There were two videos I was debating between showing this morning. The one I didn’t pick was an animated lesson in which a teacher gives each student in the class a scrap piece of paper and tells them to wad it up. The class is arranged in rows of desks and at the front, a few feet away from the first row, is a recycling bin. The goal, the teacher says, is to throw the paper into the recycling bin without getting out of their seats. Immediately the kids in the back rows begin to complain about the unfairness of the situation. And, as expected, most of the students in the front make the shot, though not all, and only a few from the back rows make it.

The teacher agrees that the closer they were to the recycling bin the better the their odds were of making it in, and he explains that this is what privilege looks like. Your job, the teacher concludes, is to be aware of your privilege and to do your best to use it to achieve great things, all the while advocating for those in the rows behind you.

The manager in this morning’s parable is often referred to as the dishonest steward, but that’s not how he is described in the Greek text. He is described as being unjust. But it might be more apt to describe the system in which he operates as unjust. And we too participate, even if unwillingly, in systems of injustice, systems that grant privileges to some and not to others simply by virtue of who they are. But the unjust steward is commended. He’s commended because he uses what he has, even if it is unfairly gotten gains, to help those less fortunate than himself.
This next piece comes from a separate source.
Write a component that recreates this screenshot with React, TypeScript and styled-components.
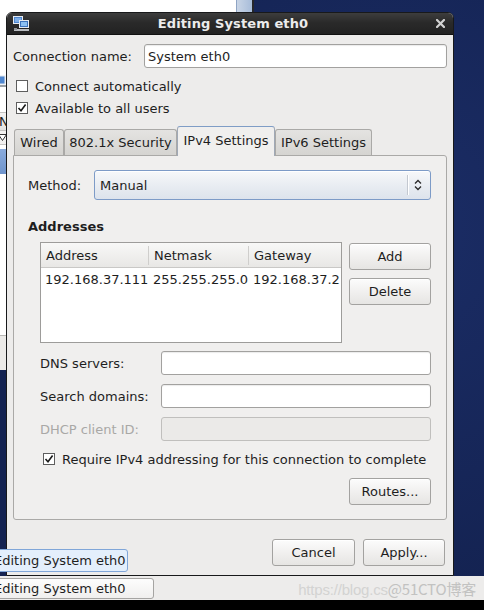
import React from "react";
import styled, { createGlobalStyle } from "styled-components";

const GlobalStyle = createGlobalStyle`
  html, body {
    margin: 0;
    padding: 0;
    width: 484px;
    height: 610px;
    overflow: hidden;
  }
  body {
    font-family: "DejaVu Sans", "Noto Sans", sans-serif;
    font-size: 13px;
    color: #1e1e1e;
  }
`;

const Screen = styled.div`
  width: 484px;
  height: 610px;
  display: flex;
  flex-direction: column;
`;

const Desktop = styled.div`
  position: relative;
  height: 576px;
  flex: none;
  overflow: hidden;
  background: radial-gradient(circle at 80% 40%, #1b2d66 0%, #142352 70%);
`;

/* window behind the dialog */
const BackWindow = styled.div`
  position: absolute;
  left: -40px;
  top: -10px;
  width: 294px;
  height: 380px;
  display: flex;
  background: #ffffff;
  border-right: 2px solid #26272b;
  box-sizing: border-box;
`;

const BackContent = styled.div`
  flex: 1;
  display: flex;
  flex-direction: column;
`;

const BackRow = styled.div<{ $h: number; $bg?: string; $line?: boolean }>`
  height: ${(p) => p.$h}px;
  flex: none;
  display: flex;
  align-items: center;
  padding-left: 39px;
  background: ${(p) => p.$bg || "#ffffff"};
  border-bottom: ${(p) => (p.$line ? "1px solid #c4c3c1" : "none")};
  box-sizing: border-box;
  font-size: 13px;
  color: #222;
`;

const BackFill = styled.div`
  flex: 1;
  background: #ffffff;
`;

const BackScroll = styled.div`
  width: 15px;
  background: linear-gradient(90deg, #c9d5e6, #a7bcd9);
  border-left: 1px solid #8ea4c4;
`;

/* dialog */
const Dialog = styled.div`
  position: absolute;
  left: 6px;
  top: 12px;
  width: 448px;
  height: 564px;
  box-sizing: border-box;
  border: 1px solid #18191b;
  border-radius: 6px 6px 0 0;
  background: #edeceb;
  display: flex;
  flex-direction: column;
  overflow: hidden;
`;

const TitleBar = styled.div`
  height: 21px;
  flex: none;
  display: flex;
  align-items: center;
  padding: 0 8px 0 6px;
  background: linear-gradient(#3d3d3d, #2a2a2a 45%, #222222);
  border-bottom: 1px solid #111;
`;

const TitleText = styled.div`
  flex: 1;
  text-align: center;
  font-weight: bold;
  color: #ececec;
  font-size: 13px;
  letter-spacing: 0.1px;
`;

const Body = styled.div`
  flex: 1;
  display: flex;
  flex-direction: column;
  padding: 9px 6px 0 6px;
`;

const NameRow = styled.div`
  display: flex;
  align-items: center;
  height: 24px;
`;

const Label = styled.div<{ $w?: number; $disabled?: boolean }>`
  width: ${(p) => (p.$w ? `${p.$w}px` : "auto")};
  flex: none;
  color: ${(p) => (p.$disabled ? "#a9a8a6" : "#1e1e1e")};
  white-space: nowrap;
`;

const Entry = styled.div<{ $disabled?: boolean }>`
  flex: 1;
  height: 24px;
  box-sizing: border-box;
  display: flex;
  align-items: center;
  padding-left: 3px;
  border: 1px solid ${(p) => (p.$disabled ? "#c0bfbd" : "#a2a19f")};
  border-radius: 3px;
  background: ${(p) => (p.$disabled ? "#ebeae8" : "#ffffff")};
  box-shadow: ${(p) => (p.$disabled ? "none" : "inset 0 1px 1px rgba(0,0,0,0.08)")};
`;

const CheckRow = styled.div<{ $indent: number; $top?: number }>`
  display: flex;
  align-items: center;
  gap: 7px;
  height: ${(p) => (p.$top !== undefined ? 24 : 22)}px;
  padding-left: ${(p) => p.$indent}px;
  margin-top: ${(p) => p.$top || 0}px;
`;

const Box = styled.div`
  width: 12px;
  height: 12px;
  box-sizing: border-box;
  border: 1px solid #5e5e5e;
  background: #ffffff;
  display: flex;
  align-items: center;
  justify-content: center;
`;

const Checks = styled.div`
  margin-top: 7px;
  display: flex;
  flex-direction: column;
`;

const TabStrip = styled.div`
  margin-top: 7px;
  height: 29px;
  display: flex;
  align-items: flex-end;
  padding-left: 1px;
  position: relative;
  z-index: 1;
`;

const Tab = styled.div<{ $active?: boolean; $w: number }>`
  width: ${(p) => p.$w}px;
  height: ${(p) => (p.$active ? 30 : 26)}px;
  margin-bottom: ${(p) => (p.$active ? -1 : 0)}px;
  box-sizing: border-box;
  display: flex;
  align-items: center;
  justify-content: center;
  padding-bottom: ${(p) => (p.$active ? 2 : 0)}px;
  border: 1px solid ${(p) => (p.$active ? "#a0a9b6" : "#aaa9a7")};
  border-top-color: ${(p) => (p.$active ? "#7f9dc6" : "#aaa9a7")};
  border-bottom: none;
  border-radius: 3px 3px 0 0;
  background: ${(p) =>
    p.$active ? "#f0efee" : "linear-gradient(#e4e3e1, #d5d4d1)"};
  color: #1e1e1e;
  white-space: nowrap;
`;

const Panel = styled.div`
  height: 365px;
  box-sizing: border-box;
  border: 1px solid #aaa9a7;
  border-radius: 0 3px 3px 3px;
  background: #f0efee;
  padding: 14px 15px 0 14px;
  display: flex;
  flex-direction: column;
`;

const MethodRow = styled.div`
  display: flex;
  align-items: center;
  height: 30px;
`;

const Combo = styled.div`
  flex: 1;
  height: 30px;
  box-sizing: border-box;
  display: flex;
  align-items: center;
  padding-left: 5px;
  border: 1px solid #7d9bc7;
  border-radius: 3px;
  background: linear-gradient(#f7f8fa, #e9edf2 50%, #dde3ec);
  box-shadow: inset 0 1px 0 #ffffff;
`;

const ComboText = styled.div`
  flex: 1;
`;

const ComboSep = styled.div`
  width: 1px;
  height: 20px;
  background: #c3c8d0;
  box-shadow: 1px 0 0 #ffffff;
  margin-right: 6px;
`;

const ArrowSlot = styled.div`
  width: 16px;
  display: flex;
`;

const Heading = styled.div`
  margin-top: 19px;
  height: 16px;
  line-height: 16px;
  font-weight: bold;
`;

const AddressBlock = styled.div`
  margin-top: 7px;
  padding-left: 12px;
  display: flex;
  gap: 7px;
`;

const Tree = styled.div`
  width: 302px;
  height: 101px;
  box-sizing: border-box;
  border: 1px solid #9d9c9a;
  background: #ffffff;
  display: flex;
  flex-direction: column;
`;

const TreeHeader = styled.div`
  height: 25px;
  box-sizing: border-box;
  display: flex;
  align-items: center;
  background: linear-gradient(#f8f8f7, #e8e7e5);
  border-bottom: 1px solid #c9c8c6;
`;

const Cell = styled.div<{ $w?: number; $pad: number }>`
  width: ${(p) => (p.$w ? `${p.$w}px` : "auto")};
  flex: ${(p) => (p.$w ? "none" : "1")};
  padding-left: ${(p) => p.$pad}px;
  box-sizing: border-box;
  white-space: nowrap;
  overflow: hidden;
`;

const HeadSep = styled.div`
  width: 1px;
  height: 19px;
  background: #cfcecc;
  flex: none;
`;

const TreeRow = styled.div`
  height: 23px;
  display: flex;
  align-items: center;
`;

const ButtonColumn = styled.div`
  width: 82px;
  display: flex;
  flex-direction: column;
  gap: 8px;
  padding-top: 1px;
`;

const Button = styled.button<{ $w?: number }>`
  width: ${(p) => (p.$w ? `${p.$w}px` : "100%")};
  height: 27px;
  flex: none;
  padding: 0;
  font: inherit;
  color: #1e1e1e;
  border: 1px solid #a3a2a0;
  border-radius: 3px;
  background: linear-gradient(#fcfcfc, #f1f0ef 50%, #e6e5e3);
  box-shadow: inset 0 1px 0 #ffffff;
`;

const FieldGrid = styled.div`
  margin-top: 8px;
  padding-left: 12px;
  display: grid;
  grid-template-columns: 121px 1fr;
  grid-auto-rows: 24px;
  row-gap: 9px;
  align-items: center;
`;

const RoutesRow = styled.div`
  margin-top: 7px;
  display: flex;
  justify-content: flex-end;
`;

const ActionRow = styled.div`
  margin-top: 19px;
  padding-right: 2px;
  display: flex;
  justify-content: flex-end;
  gap: 8px;
`;

/* tooltip and taskbar */
const Tooltip = styled.div`
  position: absolute;
  left: -16px;
  top: 549px;
  width: 144px;
  height: 23px;
  box-sizing: border-box;
  display: flex;
  align-items: center;
  padding-left: 9px;
  border: 1px solid #80a6d8;
  border-radius: 3px;
  background: #e4effc;
  white-space: nowrap;
`;

const Taskbar = styled.div`
  height: 24px;
  flex: none;
  display: flex;
  align-items: center;
  justify-content: space-between;
  background: #edeceb;
  overflow: hidden;
`;

const TaskButton = styled.div`
  margin-left: -16px;
  width: 170px;
  height: 21px;
  box-sizing: border-box;
  display: flex;
  align-items: center;
  padding-left: 9px;
  border: 1px solid #a5a4a2;
  border-radius: 3px;
  background: linear-gradient(#fdfdfd, #f0efee);
  white-space: nowrap;
`;

const Watermark = styled.div`
  margin-right: 8px;
  font-family: "Liberation Sans", "Noto Sans CJK SC", sans-serif;
  font-size: 15px;
  color: #d3d3d2;
  white-space: nowrap;
  letter-spacing: -0.2px;
`;

const WatermarkTag = styled.span`
  color: #c2c2c1;
  font-family: "Noto Sans CJK SC", sans-serif;
`;

const BottomStrip = styled.div`
  height: 10px;
  flex: none;
  background: #000000;
`;

const CheckBox = ({ checked }: { checked?: boolean }) => (
  <Box>
    {checked && (
      <svg width="10" height="10" viewBox="0 0 10 10">
        <path d="M1.5 5 L4 7.8 L8.6 1.6" fill="none" stroke="#1a1a1a" strokeWidth="1.6" />
      </svg>
    )}
  </Box>
);

const NetworkIcon = () => (
  <svg width="17" height="16" viewBox="0 0 17 16">
    <rect x="0.5" y="0.5" width="9" height="7" fill="#4f86cf" stroke="#e6ebf2" />
    <rect x="2" y="2" width="6" height="4" fill="#7fb0ea" />
    <rect x="6.5" y="4.5" width="9" height="7" fill="#3d73bd" stroke="#e6ebf2" />
    <rect x="8" y="6" width="6" height="4" fill="#8cc0f2" />
    <rect x="1" y="13" width="15" height="2" fill="#b9bcc0" />
    <rect x="1" y="12" width="3" height="2" fill="#8d9196" />
  </svg>
);

const CloseIcon = () => (
  <svg width="9" height="9" viewBox="0 0 9 9">
    <path d="M1 1 L8 8 M8 1 L1 8" stroke="#d2d2d2" strokeWidth="2.2" strokeLinecap="square" />
  </svg>
);

const UpDown = () => (
  <svg width="8" height="12" viewBox="0 0 8 12">
    <path d="M1 4.5 L4 1.5 L7 4.5 M1 7.5 L4 10.5 L7 7.5" fill="none" stroke="#2a2a2a" strokeWidth="1.3" />
  </svg>
);

const Triangle = () => (
  <svg width="9" height="7" viewBox="0 0 9 7">
    <path d="M0.5 0.5 L8.5 0.5 L4.5 6.5 Z" fill="#ffffff" stroke="#333" />
  </svg>
);

const SmallIcon = () => (
  <svg width="14" height="14" viewBox="0 0 14 14">
    <rect x="1" y="1" width="10" height="8" fill="#4f86cf" stroke="#dfe6ee" />
    <rect x="1" y="10" width="12" height="2" fill="#9aa0a6" />
  </svg>
);

export default function App() {
  return (
    <Screen>
      <GlobalStyle />
      <Desktop>
        <BackWindow>
          <BackContent>
            <BackRow $h={84} />
            <BackRow $h={16} style={{ paddingLeft: 34 }}>
              <SmallIcon />
            </BackRow>
            <BackRow $h={23} $bg="#ffffff" $line />
            <BackRow $h={18} $bg="linear-gradient(#f4f3f2,#e4e3e1)" $line>
              N
            </BackRow>
            <BackRow $h={14} $bg="#f2f1f0" $line style={{ paddingLeft: 38 }}>
              <Triangle />
            </BackRow>
            <BackRow $h={4} />
            <BackRow $h={25} $bg="linear-gradient(#8aabdc,#6f94cc)" />
            <BackFill />
            <BackRow $h={35} $bg="#ebeae8" style={{ borderTop: "1px solid #b8b7b5" }} />
          </BackContent>
          <BackScroll />
        </BackWindow>

        <Dialog>
          <TitleBar>
            <NetworkIcon />
            <TitleText>Editing System eth0</TitleText>
            <CloseIcon />
          </TitleBar>
          <Body>
            <NameRow>
              <Label $w={131}>Connection name:</Label>
              <Entry>System eth0</Entry>
            </NameRow>
            <Checks>
              <CheckRow $indent={3}>
                <CheckBox />
                Connect automatically
              </CheckRow>
              <CheckRow $indent={3}>
                <CheckBox checked />
                Available to all users
              </CheckRow>
            </Checks>

            <TabStrip>
              <Tab $w={50}>Wired</Tab>
              <Tab $w={113}>802.1x Security</Tab>
              <Tab $w={98} $active>
                IPv4 Settings
              </Tab>
              <Tab $w={97}>IPv6 Settings</Tab>
            </TabStrip>
            <Panel>
              <MethodRow>
                <Label $w={66}>Method:</Label>
                <Combo>
                  <ComboText>Manual</ComboText>
                  <ComboSep />
                  <ArrowSlot>
                    <UpDown />
                  </ArrowSlot>
                </Combo>
              </MethodRow>

              <Heading>Addresses</Heading>
              <AddressBlock>
                <Tree>
                  <TreeHeader>
                    <Cell $w={107} $pad={5}>Address</Cell>
                    <HeadSep />
                    <Cell $w={99} $pad={5}>Netmask</Cell>
                    <HeadSep />
                    <Cell $pad={5}>Gateway</Cell>
                  </TreeHeader>
                  <TreeRow>
                    <Cell $w={108} $pad={4}>192.168.37.111</Cell>
                    <Cell $w={100} $pad={4}>255.255.255.0</Cell>
                    <Cell $pad={4}>192.168.37.2</Cell>
                  </TreeRow>
                </Tree>
                <ButtonColumn>
                  <Button>Add</Button>
                  <Button>Delete</Button>
                </ButtonColumn>
              </AddressBlock>

              <FieldGrid>
                <Label>DNS servers:</Label>
                <Entry />
                <Label>Search domains:</Label>
                <Entry />
                <Label $disabled>DHCP client ID:</Label>
                <Entry $disabled />
              </FieldGrid>

              <CheckRow $indent={15} $top={6}>
                <CheckBox checked />
                Require IPv4 addressing for this connection to complete
              </CheckRow>

              <RoutesRow>
                <Button $w={82}>Routes...</Button>
              </RoutesRow>
            </Panel>

            <ActionRow>
              <Button $w={83}>Cancel</Button>
              <Button $w={82}>Apply...</Button>
            </ActionRow>
          </Body>
        </Dialog>

        <Tooltip>Editing System eth0</Tooltip>
      </Desktop>
      <Taskbar>
        <TaskButton>Editing System eth0</TaskButton>
        <Watermark>
          https://blog.cs<WatermarkTag>@51CTO博客</WatermarkTag>
        </Watermark>
      </Taskbar>
      <BottomStrip />
    </Screen>
  );
}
No matter how hard we have worked for what we have, and some of us have worked very hard, the Bible continually reminds us that all that we have is a gift from God, a gift that could so easily have been someone else’s if we had been born in a different time or in a different place. The question before us is: how will we steward the gifts and privileges we have been given?


Preached at Covenant Presbyterian Church on September 22, 2019.